══ INFORMATION SHOWN ══

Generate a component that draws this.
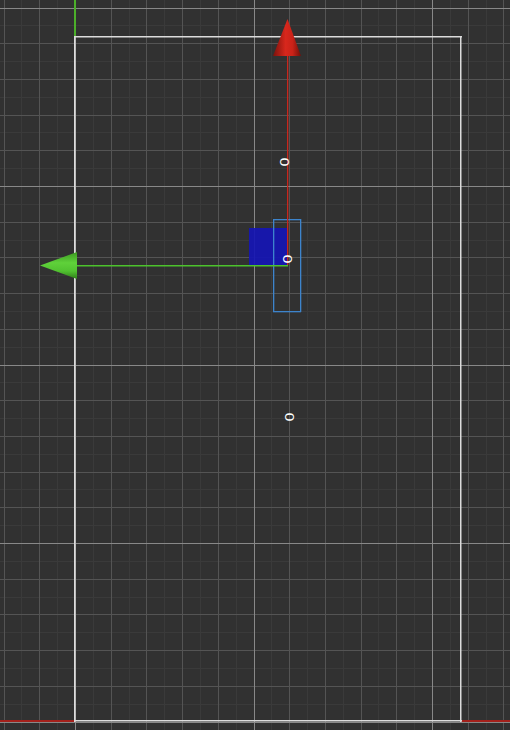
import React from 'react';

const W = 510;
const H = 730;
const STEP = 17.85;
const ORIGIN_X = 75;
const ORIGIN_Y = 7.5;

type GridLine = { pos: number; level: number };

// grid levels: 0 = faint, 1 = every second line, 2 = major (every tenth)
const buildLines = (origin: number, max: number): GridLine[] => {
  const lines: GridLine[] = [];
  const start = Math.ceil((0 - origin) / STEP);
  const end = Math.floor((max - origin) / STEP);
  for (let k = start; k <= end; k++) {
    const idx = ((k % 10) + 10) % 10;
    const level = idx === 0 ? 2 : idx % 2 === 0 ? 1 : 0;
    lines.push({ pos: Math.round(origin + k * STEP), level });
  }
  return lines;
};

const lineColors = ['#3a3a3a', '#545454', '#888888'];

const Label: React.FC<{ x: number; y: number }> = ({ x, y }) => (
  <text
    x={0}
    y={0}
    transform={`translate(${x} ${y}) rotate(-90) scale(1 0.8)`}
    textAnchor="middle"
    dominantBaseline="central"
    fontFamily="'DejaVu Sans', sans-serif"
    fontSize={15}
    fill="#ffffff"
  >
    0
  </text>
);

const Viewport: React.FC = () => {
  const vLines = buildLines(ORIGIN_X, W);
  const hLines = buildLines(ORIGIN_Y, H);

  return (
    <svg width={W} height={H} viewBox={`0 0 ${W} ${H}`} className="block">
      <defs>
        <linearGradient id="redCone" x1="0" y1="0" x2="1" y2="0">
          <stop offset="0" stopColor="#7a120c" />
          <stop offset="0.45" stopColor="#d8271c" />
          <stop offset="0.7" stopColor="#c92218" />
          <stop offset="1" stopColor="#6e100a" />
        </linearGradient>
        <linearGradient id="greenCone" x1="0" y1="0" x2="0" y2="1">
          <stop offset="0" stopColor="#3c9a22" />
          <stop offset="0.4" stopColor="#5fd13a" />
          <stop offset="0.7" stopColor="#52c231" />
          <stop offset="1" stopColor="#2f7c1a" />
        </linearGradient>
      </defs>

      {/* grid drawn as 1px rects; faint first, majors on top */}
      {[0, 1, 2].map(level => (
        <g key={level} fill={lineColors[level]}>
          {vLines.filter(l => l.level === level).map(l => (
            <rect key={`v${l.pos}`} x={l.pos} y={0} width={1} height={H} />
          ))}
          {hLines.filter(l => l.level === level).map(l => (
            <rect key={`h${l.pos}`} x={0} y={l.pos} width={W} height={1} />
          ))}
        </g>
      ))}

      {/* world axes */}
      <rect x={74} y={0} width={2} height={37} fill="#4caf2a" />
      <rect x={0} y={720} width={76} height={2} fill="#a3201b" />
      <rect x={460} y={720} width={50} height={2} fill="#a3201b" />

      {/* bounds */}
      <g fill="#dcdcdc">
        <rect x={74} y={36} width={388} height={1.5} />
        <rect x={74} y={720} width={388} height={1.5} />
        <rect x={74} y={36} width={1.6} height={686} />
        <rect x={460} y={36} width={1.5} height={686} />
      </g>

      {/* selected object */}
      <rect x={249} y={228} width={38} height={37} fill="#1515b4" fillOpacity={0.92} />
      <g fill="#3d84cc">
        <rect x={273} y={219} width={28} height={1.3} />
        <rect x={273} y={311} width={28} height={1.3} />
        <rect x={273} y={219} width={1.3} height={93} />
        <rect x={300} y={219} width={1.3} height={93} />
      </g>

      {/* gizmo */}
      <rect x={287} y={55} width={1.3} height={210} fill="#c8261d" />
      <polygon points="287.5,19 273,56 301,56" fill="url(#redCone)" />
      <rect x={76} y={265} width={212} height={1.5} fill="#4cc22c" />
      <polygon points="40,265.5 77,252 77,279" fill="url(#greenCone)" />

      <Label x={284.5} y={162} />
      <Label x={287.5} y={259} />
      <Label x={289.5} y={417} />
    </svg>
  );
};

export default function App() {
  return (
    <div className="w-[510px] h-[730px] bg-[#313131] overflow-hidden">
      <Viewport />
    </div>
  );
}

═══

PROMPT:
Up to and including the line with "number; level: number", copy the data above from its first line. Skip pictures.

EXPECTED OUTPUT:
Generate a component that draws this.
import React from 'react';

const W = 510;
const H = 730;
const STEP = 17.85;
const ORIGIN_X = 75;
const ORIGIN_Y = 7.5;

type GridLine = { pos: number; level: number };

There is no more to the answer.